## Start INFORMATION SHOWN
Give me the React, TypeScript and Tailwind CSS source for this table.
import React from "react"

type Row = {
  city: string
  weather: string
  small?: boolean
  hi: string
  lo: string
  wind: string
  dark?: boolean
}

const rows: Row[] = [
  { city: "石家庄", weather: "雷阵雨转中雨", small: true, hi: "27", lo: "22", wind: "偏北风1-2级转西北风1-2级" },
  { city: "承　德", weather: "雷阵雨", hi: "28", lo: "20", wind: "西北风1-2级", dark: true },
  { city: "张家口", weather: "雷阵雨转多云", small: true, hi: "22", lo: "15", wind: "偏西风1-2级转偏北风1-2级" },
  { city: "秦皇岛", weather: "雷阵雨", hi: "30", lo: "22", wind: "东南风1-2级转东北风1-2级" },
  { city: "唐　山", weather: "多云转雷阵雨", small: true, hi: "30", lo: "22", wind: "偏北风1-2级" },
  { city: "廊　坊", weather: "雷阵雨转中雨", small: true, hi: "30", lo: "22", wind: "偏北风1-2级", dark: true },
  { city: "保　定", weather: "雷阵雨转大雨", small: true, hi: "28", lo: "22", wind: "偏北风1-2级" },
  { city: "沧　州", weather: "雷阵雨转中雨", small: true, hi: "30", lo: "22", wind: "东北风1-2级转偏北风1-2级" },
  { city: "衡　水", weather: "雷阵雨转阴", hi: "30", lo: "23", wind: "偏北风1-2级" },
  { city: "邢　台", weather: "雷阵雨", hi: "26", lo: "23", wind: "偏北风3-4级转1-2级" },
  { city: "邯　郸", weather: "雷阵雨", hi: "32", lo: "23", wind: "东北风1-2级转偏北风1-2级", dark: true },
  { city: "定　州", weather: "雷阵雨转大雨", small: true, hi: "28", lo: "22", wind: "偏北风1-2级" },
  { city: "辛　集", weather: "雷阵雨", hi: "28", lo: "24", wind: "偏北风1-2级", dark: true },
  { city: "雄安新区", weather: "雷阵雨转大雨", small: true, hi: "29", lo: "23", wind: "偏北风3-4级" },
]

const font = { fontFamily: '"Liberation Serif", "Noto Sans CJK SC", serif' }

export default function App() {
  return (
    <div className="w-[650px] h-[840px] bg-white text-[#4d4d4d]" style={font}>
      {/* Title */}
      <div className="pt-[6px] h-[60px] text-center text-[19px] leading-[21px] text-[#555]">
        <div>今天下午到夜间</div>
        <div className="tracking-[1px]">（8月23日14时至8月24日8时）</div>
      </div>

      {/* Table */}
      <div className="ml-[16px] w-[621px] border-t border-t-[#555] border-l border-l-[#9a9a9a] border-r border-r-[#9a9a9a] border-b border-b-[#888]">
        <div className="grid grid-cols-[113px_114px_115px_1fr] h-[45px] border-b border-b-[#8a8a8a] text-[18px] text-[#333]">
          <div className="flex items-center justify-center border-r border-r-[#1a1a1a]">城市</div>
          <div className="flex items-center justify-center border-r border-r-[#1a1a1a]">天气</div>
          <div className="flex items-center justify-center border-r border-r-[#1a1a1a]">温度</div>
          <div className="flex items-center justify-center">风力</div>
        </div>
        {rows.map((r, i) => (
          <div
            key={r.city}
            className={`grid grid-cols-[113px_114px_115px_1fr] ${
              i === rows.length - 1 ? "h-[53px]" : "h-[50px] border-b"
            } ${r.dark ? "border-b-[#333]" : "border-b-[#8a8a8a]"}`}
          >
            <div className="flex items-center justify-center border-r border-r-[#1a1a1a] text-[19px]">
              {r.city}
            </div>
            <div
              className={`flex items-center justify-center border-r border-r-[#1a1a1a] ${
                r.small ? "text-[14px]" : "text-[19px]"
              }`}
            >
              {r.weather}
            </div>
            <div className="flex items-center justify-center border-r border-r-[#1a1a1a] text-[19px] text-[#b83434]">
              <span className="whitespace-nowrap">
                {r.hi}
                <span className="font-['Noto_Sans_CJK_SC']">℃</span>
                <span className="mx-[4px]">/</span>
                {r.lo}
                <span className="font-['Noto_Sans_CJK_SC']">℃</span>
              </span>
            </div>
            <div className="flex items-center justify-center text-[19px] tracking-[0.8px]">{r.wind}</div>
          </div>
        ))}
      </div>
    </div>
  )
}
## End INFORMATION SHOWN
## Start INFORMATION SHOWN
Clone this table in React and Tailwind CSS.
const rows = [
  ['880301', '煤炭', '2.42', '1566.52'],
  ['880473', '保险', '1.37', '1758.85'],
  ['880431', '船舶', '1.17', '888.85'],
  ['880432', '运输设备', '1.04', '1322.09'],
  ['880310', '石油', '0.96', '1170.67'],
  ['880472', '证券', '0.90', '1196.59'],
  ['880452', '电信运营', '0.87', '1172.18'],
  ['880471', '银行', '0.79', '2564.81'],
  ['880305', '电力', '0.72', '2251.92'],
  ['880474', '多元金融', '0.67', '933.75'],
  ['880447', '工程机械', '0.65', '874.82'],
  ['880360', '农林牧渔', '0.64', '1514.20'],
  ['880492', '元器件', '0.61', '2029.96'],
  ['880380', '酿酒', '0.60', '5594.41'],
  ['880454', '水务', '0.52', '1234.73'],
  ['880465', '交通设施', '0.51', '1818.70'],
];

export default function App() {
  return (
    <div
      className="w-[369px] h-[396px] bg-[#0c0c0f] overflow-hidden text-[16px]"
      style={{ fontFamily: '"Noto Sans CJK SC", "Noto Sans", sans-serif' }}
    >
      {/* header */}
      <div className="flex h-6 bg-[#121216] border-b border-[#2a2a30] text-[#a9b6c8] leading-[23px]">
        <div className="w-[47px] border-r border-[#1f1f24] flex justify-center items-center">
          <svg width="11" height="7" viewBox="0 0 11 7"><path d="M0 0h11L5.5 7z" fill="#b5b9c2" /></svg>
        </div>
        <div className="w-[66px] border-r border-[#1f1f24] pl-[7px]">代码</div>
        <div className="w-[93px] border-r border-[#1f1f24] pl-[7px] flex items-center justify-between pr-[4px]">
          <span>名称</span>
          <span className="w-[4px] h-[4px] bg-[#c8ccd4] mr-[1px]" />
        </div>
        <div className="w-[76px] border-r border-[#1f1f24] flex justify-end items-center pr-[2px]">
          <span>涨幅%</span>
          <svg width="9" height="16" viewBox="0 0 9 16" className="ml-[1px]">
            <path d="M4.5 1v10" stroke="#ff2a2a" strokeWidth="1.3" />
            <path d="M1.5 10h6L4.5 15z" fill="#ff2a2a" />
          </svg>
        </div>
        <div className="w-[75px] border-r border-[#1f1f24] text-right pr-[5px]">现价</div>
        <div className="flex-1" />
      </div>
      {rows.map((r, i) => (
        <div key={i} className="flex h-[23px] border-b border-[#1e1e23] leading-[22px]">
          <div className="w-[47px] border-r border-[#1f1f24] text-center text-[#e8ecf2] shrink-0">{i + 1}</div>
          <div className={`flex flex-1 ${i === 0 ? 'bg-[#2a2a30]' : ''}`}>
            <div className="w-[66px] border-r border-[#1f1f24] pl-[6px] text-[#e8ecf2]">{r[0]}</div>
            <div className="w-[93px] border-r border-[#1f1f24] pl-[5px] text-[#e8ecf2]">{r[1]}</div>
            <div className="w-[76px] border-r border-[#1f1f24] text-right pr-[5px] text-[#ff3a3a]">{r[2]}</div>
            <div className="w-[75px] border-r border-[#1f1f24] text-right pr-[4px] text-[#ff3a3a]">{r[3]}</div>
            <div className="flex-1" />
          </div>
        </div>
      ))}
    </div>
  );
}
## End INFORMATION SHOWN
:: WORK TO COMPLETE ::
Copy each line of the entries that includes the word "Tailwind".

:: FULL RESPONSE ::
Give me the React, TypeScript and Tailwind CSS source for this table.
Clone this table in React and Tailwind CSS.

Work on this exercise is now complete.